Rezaei framed the demand not as extortion but as a confidence-building measure. "This is our own money, not American money," he said, describing the unfrozen funds as a threshold the Trump administration would need to cross before serious progress could happen. The $24 billion would come in two tranches: $12 billion upon signing a preliminary agreement, and another $12 billion later. For Rezaei, releasing these assets would signal that Trump is serious about a durable settlement—something more robust than the 2015 nuclear deal that Trump himself abandoned.

Rezaei carries weight in these discussions. A veteran of the Iran-Iraq War who led Iran's Islamic Revolutionary Guard Corps from 1981 to 1997, he remains deeply embedded in the country's security apparatus and is widely understood to have the ear of Iran's current supreme leader, Ayatollah Mojtaba Khamenei. His words reflect not idle posturing but the thinking of Iran's military establishment. When he speaks of what Iran wants, he speaks from inside the machinery of power.

The Trump administration, however, views the unfrozen assets as leverage—precisely the kind of pressure point that keeps Iran at the negotiating table. American officials worry that releasing funds now would remove one of their few remaining tools to influence Iranian behavior. Trump himself has been explicit about his skepticism of financial concessions to Tehran, using the phrase "mountains of money" to criticize the Obama administration's earlier compensation to Iran. Any deal he signs, he has insisted, must be far tougher than what came before.

If negotiations collapse and fighting resumes, Rezaei warned, Iran would drag the conflict into new theaters. Military operations would extend from the Strait of Hormuz—through which a fifth of the world's oil and liquefied natural gas flowed before the war—into the Indian Ocean, the Bab el-Mandeb Strait, the Red Sea, and the Mediterranean. "We will give another dimension to the war by attacking these other American bases we have attacked so far," he said. Yet he also claimed the likelihood of renewed war was low, a contradiction that underscores the fragility of the current moment.

On the question of a possible meeting between Trump and Khamenei—something Trump has recently suggested would be an honor—Rezaei was dismissive. Such a summit will not happen, he said, at least not while negotiations remain stalled. He also declined to address questions about Khamenei's health or decision-making role, a silence that itself speaks volumes given that Iran's supreme leader has not appeared publicly since being wounded in an Israeli strike that killed his son on the first day of the war.

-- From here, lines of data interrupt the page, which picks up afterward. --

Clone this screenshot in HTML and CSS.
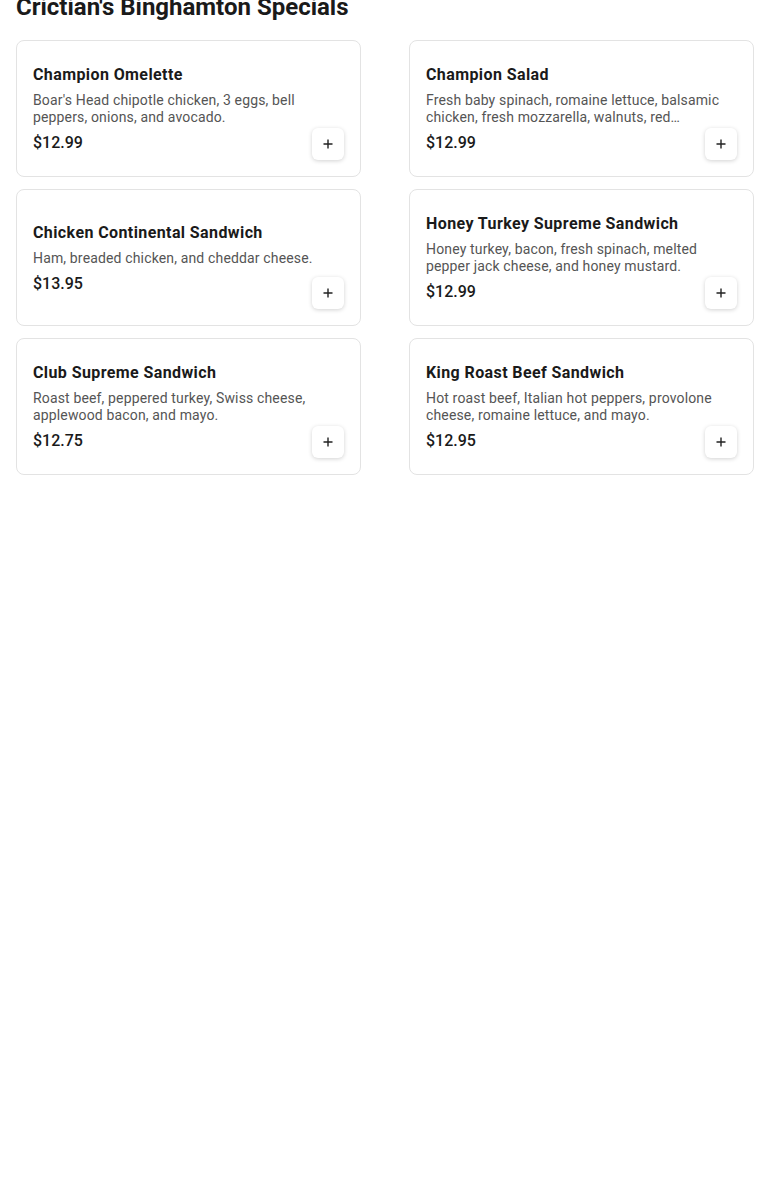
FILE: index.html
```html
<!DOCTYPE html>
<html lang="en">
<head>
  <meta charset="UTF-8">
  <meta name="viewport" content="width=device-width, initial-scale=1.0">
  <title>Crictian's Binghamton Specials</title>
  <link rel="stylesheet" href="styles.css">
</head>
<body>
  <div class="page">
    <h1 class="section-title">Crictian's Binghamton Specials</h1>

    <div class="menu-grid">
      <div class="menu-card">
        <div class="item-info">
          <div class="item-name">Champion Omelette</div>
          <div class="item-desc">Boar's Head chipotle chicken, 3 eggs, bell peppers, onions, and avocado.</div>
          <div class="item-price">$12.99</div>
        </div>
        <div class="add-button"><svg viewBox="0 0 10 10"><path d="M5 0.5v9M0.5 5h9"/></svg></div>
      </div>

      <div class="menu-card">
        <div class="item-info">
          <div class="item-name">Champion Salad</div>
          <div class="item-desc">Fresh baby spinach, romaine lettuce, balsamic chicken, fresh mozzarella, walnuts, red cranberries, and balsamic vinaigrette.</div>
          <div class="item-price">$12.99</div>
        </div>
        <div class="add-button"><svg viewBox="0 0 10 10"><path d="M5 0.5v9M0.5 5h9"/></svg></div>
      </div>

      <div class="menu-card">
        <div class="item-info">
          <div class="item-name">Chicken Continental Sandwich</div>
          <div class="item-desc">Ham, breaded chicken, and cheddar cheese.</div>
          <div class="item-price">$13.95</div>
        </div>
        <div class="add-button"><svg viewBox="0 0 10 10"><path d="M5 0.5v9M0.5 5h9"/></svg></div>
      </div>

      <div class="menu-card">
        <div class="item-info">
          <div class="item-name">Honey Turkey Supreme Sandwich</div>
          <div class="item-desc">Honey turkey, bacon, fresh spinach, melted pepper jack cheese, and honey mustard.</div>
          <div class="item-price">$12.99</div>
        </div>
        <div class="add-button"><svg viewBox="0 0 10 10"><path d="M5 0.5v9M0.5 5h9"/></svg></div>
      </div>

      <div class="menu-card">
        <div class="item-info">
          <div class="item-name">Club Supreme Sandwich</div>
          <div class="item-desc">Roast beef, peppered turkey, Swiss cheese, applewood bacon, and mayo.</div>
          <div class="item-price">$12.75</div>
        </div>
        <div class="add-button"><svg viewBox="0 0 10 10"><path d="M5 0.5v9M0.5 5h9"/></svg></div>
      </div>

      <div class="menu-card">
        <div class="item-info">
          <div class="item-name">King Roast Beef Sandwich</div>
          <div class="item-desc">Hot roast beef, Italian hot peppers, provolone cheese, romaine lettuce, and mayo.</div>
          <div class="item-price">$12.95</div>
        </div>
        <div class="add-button"><svg viewBox="0 0 10 10"><path d="M5 0.5v9M0.5 5h9"/></svg></div>
      </div>
    </div>
  </div>
</body>
</html>
```

FILE: styles.css
```css
/* Basic Reset */
* {
  margin: 0;
  padding: 0;
  box-sizing: border-box;
}

body {
  font-family: Roboto, "Liberation Sans", sans-serif;
  background: #ffffff;
  color: #1f1f1f;
}

.page {
  padding: 0 16px;
}

.section-title {
  margin-top: -7px;
  margin-bottom: 19px;
  font-size: 24px;
  line-height: 28px;
  font-weight: 700;
  color: #1a1a1a;
}

/* Two column grid of cards */
.menu-grid {
  display: grid;
  grid-template-columns: 1fr 1fr;
  column-gap: 48px;
  row-gap: 12px;
}

.menu-card {
  display: grid;
  height: 137px;
  padding: 16px;
  border: 1px solid #e3e3e3;
  border-radius: 8px;
  background: #fff;
}

/* info and button share the same cell */
.item-info,
.add-button {
  grid-area: 1 / 1;
}

.item-info {
  align-self: center;
  min-width: 0;
}

.item-name {
  font-size: 16px;
  line-height: 22px;
  font-weight: 700;
  letter-spacing: 0.4px;
  color: #1a1a1a;
  margin-bottom: 6px;
}

.item-desc {
  font-size: 14px;
  line-height: 17px;
  letter-spacing: 0.15px;
  color: #555555;
  display: -webkit-box;
  -webkit-line-clamp: 2;
  -webkit-box-orient: vertical;
  overflow: hidden;
}

.item-price {
  margin-top: 7px;
  font-size: 16px;
  line-height: 20px;
  font-weight: 500;
  color: #1a1a1a;
}

.add-button {
  justify-self: end;
  align-self: end;
  width: 32px;
  height: 32px;
  border-radius: 6px;
  background: #fff;
  box-shadow: 0 1px 4px rgba(0, 0, 0, 0.18);
  display: flex;
  align-items: center;
  justify-content: center;
}

.add-button svg {
  width: 10px;
  height: 10px;
  stroke: #222;
  stroke-width: 1.4;
  fill: none;
}
```
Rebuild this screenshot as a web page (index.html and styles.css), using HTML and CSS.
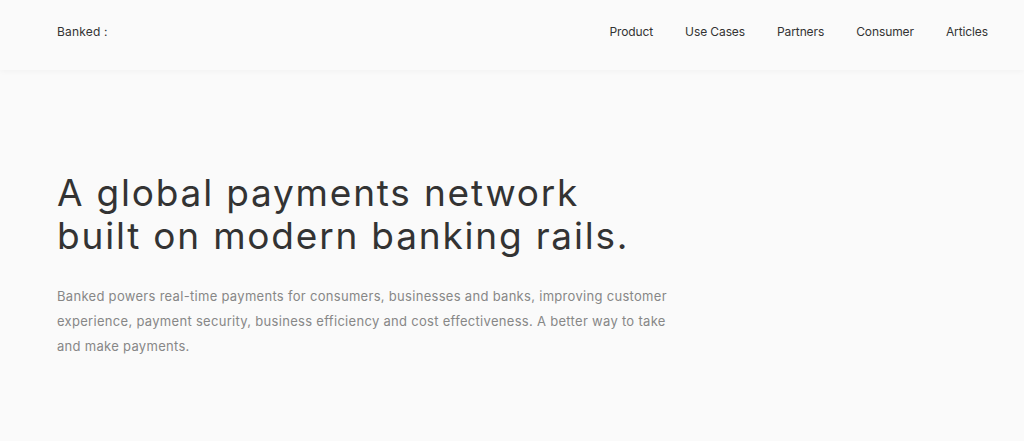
FILE: index.html
```html
<!DOCTYPE html>
<html lang="en">
<head>
<meta charset="utf-8">
<title>Banked</title>
<link rel="stylesheet" href="styles.css">
</head>
<body>
<header class="header">
  <div class="logo">Banked :</div>
  <nav class="nav">
    <a href="#">Product</a>
    <a href="#">Use Cases</a>
    <a href="#">Partners</a>
    <a href="#">Consumer</a>
    <a href="#">Articles</a>
  </nav>
</header>
<main class="hero">
  <h1 class="title">A global payments network<br>built on modern banking rails.</h1>
  <p class="lead">Banked powers real-time payments for consumers, businesses and banks, improving customer experience, payment security, business efficiency and cost effectiveness. A better way to take and make payments.</p>
</main>
</body>
</html>
```
FILE: styles.css
```css
html, body {
  margin: 0;
  padding: 0;
  background: #fafafa;
  font-family: "Inter", "Liberation Sans", sans-serif;
  color: #333;
}
.header {
  height: 70px;
  box-sizing: border-box;
  display: flex;
  align-items: flex-start;
  justify-content: space-between;
  padding: 24px 36px 0 57px;
  background: #fafafa;
  box-shadow: 0 1px 6px rgba(0,0,0,0.04);
}
.logo {
  font-size: 12px;
  line-height: 16px;
  color: #333;
  letter-spacing: 0.2px;
}
.nav {
  display: flex;
  gap: 32px;
}
.nav a {
  font-size: 12px;
  line-height: 16px;
  color: #333;
  text-decoration: none;
  letter-spacing: -0.1px;
}
.hero {
  padding: 101px 57px 0;
}
.title {
  margin: 0;
  font-size: 37px;
  font-weight: 400;
  line-height: 43px;
  letter-spacing: 1.8px;
  color: #333;
}
.lead {
  margin: 27px 0 0;
  max-width: 620px;
  font-size: 13px;
  line-height: 25px;
  color: #878787;
  letter-spacing: 0.3px;
}
```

Rezaei expressed deep skepticism about the durability of any nuclear agreement with Trump, pointing to Trump's withdrawal from the 2015 deal and what he called an "ambiguous" negotiating strategy. Should talks fail entirely, he suggested Iran is prepared to defend itself against a potential American invasion, claiming that Iran's ground forces are many times more powerful than its missile capabilities. He also made an unusual historical claim: that the current conflict represents Iran's first military victory in the 47-year history of the Islamic Republic, whereas previous wars had ended in defeat.

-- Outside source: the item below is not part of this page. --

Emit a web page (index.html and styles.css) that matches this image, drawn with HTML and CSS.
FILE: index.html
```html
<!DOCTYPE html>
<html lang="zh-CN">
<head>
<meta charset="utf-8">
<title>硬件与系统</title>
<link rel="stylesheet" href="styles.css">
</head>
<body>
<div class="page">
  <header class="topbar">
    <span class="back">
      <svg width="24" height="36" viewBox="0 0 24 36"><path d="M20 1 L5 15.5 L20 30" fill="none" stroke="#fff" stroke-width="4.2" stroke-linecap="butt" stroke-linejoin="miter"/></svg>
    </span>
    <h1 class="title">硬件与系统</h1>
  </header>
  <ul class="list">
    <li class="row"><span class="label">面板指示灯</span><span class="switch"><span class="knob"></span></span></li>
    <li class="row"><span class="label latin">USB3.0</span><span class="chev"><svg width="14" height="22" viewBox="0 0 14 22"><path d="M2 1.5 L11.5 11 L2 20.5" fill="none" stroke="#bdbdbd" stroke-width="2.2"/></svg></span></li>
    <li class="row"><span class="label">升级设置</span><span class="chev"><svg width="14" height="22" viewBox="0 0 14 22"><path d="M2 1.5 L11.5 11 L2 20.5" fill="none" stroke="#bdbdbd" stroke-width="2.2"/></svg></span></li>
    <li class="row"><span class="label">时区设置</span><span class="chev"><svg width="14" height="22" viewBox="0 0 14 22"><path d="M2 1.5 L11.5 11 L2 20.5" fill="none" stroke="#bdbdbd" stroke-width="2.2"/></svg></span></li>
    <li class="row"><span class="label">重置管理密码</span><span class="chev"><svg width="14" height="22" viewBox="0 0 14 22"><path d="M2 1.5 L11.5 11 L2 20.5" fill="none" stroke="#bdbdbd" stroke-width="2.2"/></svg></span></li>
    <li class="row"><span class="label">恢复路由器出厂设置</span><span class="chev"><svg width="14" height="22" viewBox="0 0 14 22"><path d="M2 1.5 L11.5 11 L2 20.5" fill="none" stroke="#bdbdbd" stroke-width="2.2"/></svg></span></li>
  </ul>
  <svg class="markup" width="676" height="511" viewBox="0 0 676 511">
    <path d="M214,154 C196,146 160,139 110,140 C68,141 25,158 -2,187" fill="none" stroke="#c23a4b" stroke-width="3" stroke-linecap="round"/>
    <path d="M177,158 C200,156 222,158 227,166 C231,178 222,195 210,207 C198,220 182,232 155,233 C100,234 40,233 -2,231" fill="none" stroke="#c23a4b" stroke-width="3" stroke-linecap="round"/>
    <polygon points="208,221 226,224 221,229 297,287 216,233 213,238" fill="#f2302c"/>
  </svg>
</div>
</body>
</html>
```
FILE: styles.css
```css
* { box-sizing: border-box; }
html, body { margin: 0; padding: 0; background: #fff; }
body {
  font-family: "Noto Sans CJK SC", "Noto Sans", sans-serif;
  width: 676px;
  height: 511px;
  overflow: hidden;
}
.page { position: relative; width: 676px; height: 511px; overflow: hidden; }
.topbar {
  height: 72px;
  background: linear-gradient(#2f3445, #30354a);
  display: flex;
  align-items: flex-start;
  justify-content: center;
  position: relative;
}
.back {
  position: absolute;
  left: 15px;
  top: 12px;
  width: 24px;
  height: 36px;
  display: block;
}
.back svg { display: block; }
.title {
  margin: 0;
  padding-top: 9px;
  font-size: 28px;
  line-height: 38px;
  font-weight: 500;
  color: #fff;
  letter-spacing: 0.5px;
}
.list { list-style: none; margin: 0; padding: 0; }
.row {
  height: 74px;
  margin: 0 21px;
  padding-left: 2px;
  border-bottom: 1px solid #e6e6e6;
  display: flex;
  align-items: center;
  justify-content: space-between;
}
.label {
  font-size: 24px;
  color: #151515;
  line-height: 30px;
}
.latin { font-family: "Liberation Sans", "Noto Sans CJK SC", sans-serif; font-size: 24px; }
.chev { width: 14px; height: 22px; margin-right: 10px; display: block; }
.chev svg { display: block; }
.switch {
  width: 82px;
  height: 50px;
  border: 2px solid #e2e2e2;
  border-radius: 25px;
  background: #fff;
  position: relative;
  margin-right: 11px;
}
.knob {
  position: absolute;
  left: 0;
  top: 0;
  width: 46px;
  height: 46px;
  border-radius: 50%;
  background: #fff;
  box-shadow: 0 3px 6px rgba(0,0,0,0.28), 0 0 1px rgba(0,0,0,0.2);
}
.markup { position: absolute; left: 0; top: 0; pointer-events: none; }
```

The standoff reflects a fundamental asymmetry in how each side views the frozen assets. For Iran, the money represents its own resources, wrongfully held and now a test of American sincerity. For the Trump administration, those same billions represent the last meaningful card it holds. Breaking that impasse—as Rezaei said Trump must do—requires one side to move first, and neither appears willing to blink.

The decision is in Trump's hands. Negotiations are at an impasse and Trump needs to break it.
— Mohsen Rezaei, military adviser to Iran's supreme leader
If Trump wants to reach an agreement with Iran, these $24 billion are a confidence test that Iran wants to have with Trump—a test the United States must pass.
— Mohsen Rezaei
The Hearth Conversation Another angle on the story
Inventor

Why frame $24 billion as a "confidence-building measure" rather than just demand it back?

Model

Because Iran needs to show its own people and allies that it extracted something from negotiations, not just capitulated. The framing matters as much as the money itself.

Inventor

Does Rezaei actually speak for Khamenei, or is he freelancing?

Model

He's not freelancing. His position in the security apparatus and his closeness to the supreme leader mean these statements carry official weight. But Khamenei's silence since his injury creates ambiguity about who's really calling the shots.

Inventor

Trump says he wants a tougher deal than 2015. How does unfreezing assets make a deal tougher?

Model

It doesn't, by Trump's logic. That's the core tension. Iran sees asset release as a prerequisite for talks. Trump sees it as a concession that weakens his hand. They're speaking different languages about what "tough" means.

Inventor

The threat to expand warfare to the Mediterranean—is that credible?

Model

Iran has demonstrated capability in those waters through proxies and direct action. Whether it would actually do so depends on whether it believes the US is genuinely negotiating or preparing for conflict. The threat is real enough to matter.

Inventor

Why did Rezaei reject the idea of a Trump-Khamenei meeting?

Model

Because accepting it would suggest Iran is desperate for a deal. By saying "not now, negotiations are stalled," he puts the burden back on Trump to move first. It's a negotiating posture.

Inventor

What does his claim about Iran's first military victory actually mean?

Model

It's a way of saying Iran isn't negotiating from weakness. Whether it's historically accurate is less important than the message: we didn't lose this war, so don't treat us like we did.